In practice, this changes how platforms are designed. Learning journeys need operational checkpoints, manager sign-offs, practical evidence, certification milestones, and role-based progression built into the experience from the start. Reporting also changes. Instead of asking who completed training, leaders begin asking who is ready, who still needs support, and where capability gaps are slowing performance.
When capability becomes the operating metric, learning moves much closer to the business outcomes leaders actually care about.
When Does an LMS Stop Being an LMS?
The strongest business services organisations are not extracting value from Totara because it delivers content more efficiently.

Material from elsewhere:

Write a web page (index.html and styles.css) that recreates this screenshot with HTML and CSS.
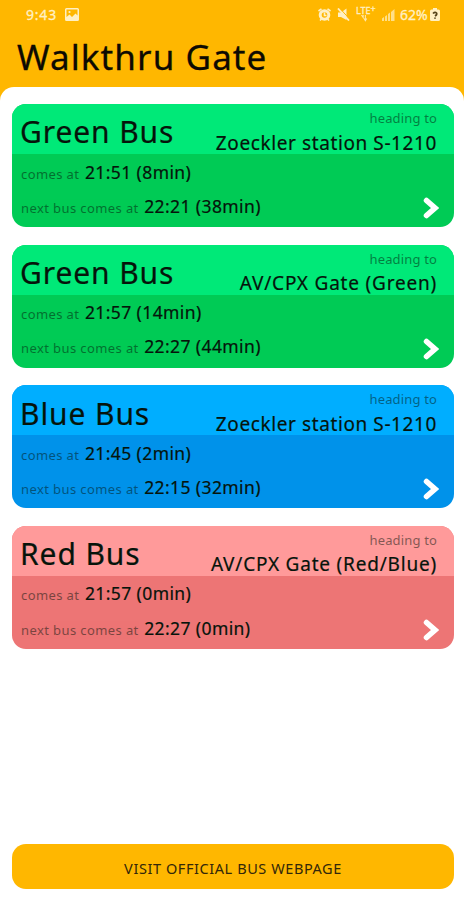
FILE: index.html
```
<!DOCTYPE html>
<html lang="en">

<head>
    <meta charset="UTF-8">
    <meta name="viewport" content="width=device-width, initial-scale=1.0">
    <title>Walkthru Gate</title>
    <link rel="stylesheet" href="styles.css">
</head>

<body>
    <header class="header">
        <div class="status">
            <span class="clock">9:43</span>
            <svg class="picture" width="14" height="13" viewBox="0 0 14 13">
                <path fill="#fff0c4" fill-rule="evenodd" d="M1.500 0h11Q14 0 14 1.500v10Q14 13 12.500 13h-11Q0 13 0 11.500v-10Q0 0 1.500 0zM1.500 1.500V9L4.500 6.500 7 9l3.500-3.500 2 2V1.500z" />
                <circle cx="4.500" cy="4" r="1.100" fill="#fff0c4" />
            </svg>
            <div class="status-right">
                <svg width="13" height="13" viewBox="0 0 13 13">
                    <circle cx="6.500" cy="7" r="4.300" fill="none" stroke="#fff0c4" stroke-width="3" />
                    <path d="M0.500 3L3.500 0.800M12.500 3L9.500 0.800M2 12.500l1.500-1.500M11 12.500l-1.500-1.500M6.500 4.500V7.500H8.500" fill="none" stroke="#fff0c4" stroke-width="1.600" />
                </svg>
                <svg class="mute" width="13" height="13" viewBox="0 0 13 13">
                    <path d="M1 4.500h3L9.500 0.500v11.500L4 9H1z" fill="#fff0c4" />
                    <path d="M2.500 0l11 12" stroke="#ffb700" stroke-width="1" />
                    <path d="M1 0.500l11 12" stroke="#fff0c4" stroke-width="1.800" />
                </svg>
                <div class="lte">
                    <span>LTE<sup>+</sup></span>
                    <svg width="11" height="8" viewBox="0 0 11 8">
                        <path d="M2 0l2 3V0M6.500 0v6.500M5 4l1.500 2.500L8 4" fill="none" stroke="#ffe9ad" stroke-width="1.200" />
                    </svg>
                </div>
                <svg class="signal" width="13" height="12" viewBox="0 0 13 12">
                    <path d="M0 12v-2.500L2 8v4zM3 12V7.500L5 6v6zM6 12V5l2-1.500V12zM9 12V3l3.500-3v12z" fill="#ffdf88" />
                </svg>
                <span class="percent">62%</span>
                <svg class="battery" width="10" height="13" viewBox="0 0 10 13">
                    <path d="M3 0h4v1.500h1.500Q10 1.500 10 3v8.500Q10 13 8.500 13h-7Q0 13 0 11.500V3Q0 1.500 1.500 1.500H3z" fill="#fff0c4" />
                    <path d="M3 5.500Q5 3.500 6.500 5 7.500 6.500 5 8M5 9.500v1.200" fill="none" stroke="#55431a" stroke-width="1.700" />
                </svg>
            </div>
        </div>
        <h1 class="title">Walkthru Gate</h1>
    </header>

    <main class="panel">
        <div class="card green">
            <div class="card-top">
                <h2 class="bus">Green Bus</h2>
                <div class="heading">
                    <p class="small to">heading to</p>
                    <p class="dest">Zoeckler station S-1210</p>
                </div>
            </div>
            <div class="card-bottom">
                <div>
                    <p class="row"><span class="small">comes at</span><span class="time">21:51 (8min)</span></p>
                    <p class="row"><span class="small">next bus comes at</span><span class="time">22:21 (38min)</span></p>
                </div>
                <svg class="arrow" width="16" height="22" viewBox="0 0 16 22"><path d="M3.500 3.500L12 11 3.500 18.500" /></svg>
            </div>
        </div>

        <div class="card green">
            <div class="card-top">
                <h2 class="bus">Green Bus</h2>
                <div class="heading">
                    <p class="small to">heading to</p>
                    <p class="dest gate">AV/CPX Gate (Green)</p>
                </div>
            </div>
            <div class="card-bottom">
                <div>
                    <p class="row"><span class="small">comes at</span><span class="time">21:57 (14min)</span></p>
                    <p class="row"><span class="small">next bus comes at</span><span class="time">22:27 (44min)</span></p>
                </div>
                <svg class="arrow" width="16" height="22" viewBox="0 0 16 22"><path d="M3.500 3.500L12 11 3.500 18.500" /></svg>
            </div>
        </div>

        <div class="card blue">
            <div class="card-top">
                <h2 class="bus">Blue Bus</h2>
                <div class="heading">
                    <p class="small to">heading to</p>
                    <p class="dest">Zoeckler station S-1210</p>
                </div>
            </div>
            <div class="card-bottom">
                <div>
                    <p class="row"><span class="small">comes at</span><span class="time">21:45 (2min)</span></p>
                    <p class="row"><span class="small">next bus comes at</span><span class="time">22:15 (32min)</span></p>
                </div>
                <svg class="arrow" width="16" height="22" viewBox="0 0 16 22"><path d="M3.500 3.500L12 11 3.500 18.500" /></svg>
            </div>
        </div>

        <div class="card red">
            <div class="card-top">
                <h2 class="bus">Red Bus</h2>
                <div class="heading">
                    <p class="small to">heading to</p>
                    <p class="dest gate">AV/CPX Gate (Red/Blue)</p>
                </div>
            </div>
            <div class="card-bottom">
                <div>
                    <p class="row"><span class="small">comes at</span><span class="time">21:57 (0min)</span></p>
                    <p class="row"><span class="small">next bus comes at</span><span class="time">22:27 (0min)</span></p>
                </div>
                <svg class="arrow" width="16" height="22" viewBox="0 0 16 22"><path d="M3.500 3.500L12 11 3.500 18.500" /></svg>
            </div>
        </div>

        <a href="#" class="visit"><span>VISIT OFFICIAL BUS WEBPAGE</span></a>
    </main>
</body>

</html>
```
FILE: styles.css
```
* {
    box-sizing: border-box;
}

body,
h1,
h2,
p {
    margin: 0;
    padding: 0;
    font-weight: 400;
}

body {
    display: flex;
    flex-direction: column;
    height: 900px;
    background-color: #ffb700;
    color: #06140b;
    font-family: "Noto Sans", sans-serif;
    white-space: nowrap;
    overflow: hidden;
}

.header {
    height: 87px;
}

/* status bar */

.status {
    display: flex;
    align-items: center;
    height: 36px;
    padding: 0 24px 7px 26px;
    color: #fff0c4;
    font-size: 14px;
    line-height: 20px;
    -webkit-text-stroke: 0.3px #fff0c4;
}

.clock {
    width: 39px;
    letter-spacing: 0.8px;
}

.status-right {
    display: flex;
    align-items: center;
    margin-left: auto;
}

.mute {
    margin-left: 6px;
}

.lte {
    display: flex;
    flex-direction: column;
    align-items: flex-start;
    width: 22px;
    height: 15px;
    margin-left: 6px;
    font-size: 9px;
    line-height: 8px;
}

.lte svg {
    margin-left: 3px;
}

.lte sup {
    font-size: 9px;
    line-height: 0;
    vertical-align: 2px;
}

.signal {
    margin-left: 4px;
}

.percent {
    width: 29px;
    margin-left: 5px;
}

.battery {
    margin-left: 1px;
}

.title {
    padding-left: 17px;
    color: #0d0a02;
    font-size: 35px;
    line-height: 42px;
    letter-spacing: 1.1px;
    -webkit-text-stroke: 0.3px #0d0a02;
}

.panel {
    display: flex;
    flex-direction: column;
    gap: 17.3px;
    flex: 1;
    padding: 17px 10px 11px 12px;
    border-radius: 14px 14px 0 0;
    background-color: #fff;
}

/* bus cards */

.card {
    height: 123.3px;
    border-radius: 14px;
    overflow: hidden;
}

.card-top {
    display: flex;
    justify-content: space-between;
    height: 50px;
    padding: 0 17px 0 8px;
}

.card-bottom {
    display: flex;
    justify-content: space-between;
    height: 74px;
    padding: 5.5px 15px 0 9px;
}

.green {
    background-color: #00cb55;
}

.green .card-top {
    background-color: #00e978;
}

.blue {
    background-color: #0092ea;
}

.blue .card-top {
    background-color: #00aeff;
}

.red {
    background-color: #ed7575;
}

.red .card-top {
    background-color: #ff9a9a;
}

.bus {
    padding-top: 10.4px;
    font-size: 30px;
    line-height: 36px;
    letter-spacing: 0.9px;
    -webkit-text-stroke: 0.2px #06140b;
}

.heading {
    padding-top: 4.3px;
    text-align: right;
}

.small {
    font-size: 13px;
    line-height: 20px;
    letter-spacing: 0.4px;
    opacity: 0.5;
}

.to {
    letter-spacing: 0.15px;
}

.dest {
    margin-top: 2.3px;
    font-size: 19px;
    line-height: 24px;
    letter-spacing: 0.6px;
    -webkit-text-stroke: 0.2px #06140b;
}

.gate {
    letter-spacing: 0.8px;
}

.row {
    display: flex;
    align-items: baseline;
    gap: 5.5px;
    height: 24px;
    margin-bottom: 10.4px;
    line-height: 24px;
}

.time {
    font-size: 17.5px;
    line-height: 24px;
    letter-spacing: 0.4px;
    -webkit-text-stroke: 0.2px #06140b;
}

.arrow {
    margin-top: 37.5px;
}

.arrow path {
    fill: none;
    stroke: #fff;
    stroke-width: 5.5;
    stroke-linecap: round;
}

.visit {
    display: flex;
    align-items: center;
    justify-content: center;
    height: 45px;
    padding-top: 2px;
    margin-top: auto;
    border-radius: 14px;
    background-color: #ffb700;
    color: #33270a;
    font-size: 14.5px;
    letter-spacing: 0.58px;
    text-decoration: none;
}
```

They are extracting value because it helps them build, validate, and scale capability in ways that support real operational performance.
This is the real shift. Platform selection, implementation, governance, and reporting can no longer start with courses, catalogues, or completion rates. They need to start with the operational question that matters most: what does readiness look like in this business, and how will we know when someone has reached it?
In business services, growth is rarely constrained by demand. It is constrained by how quickly expertise can be built, trusted, and replicated.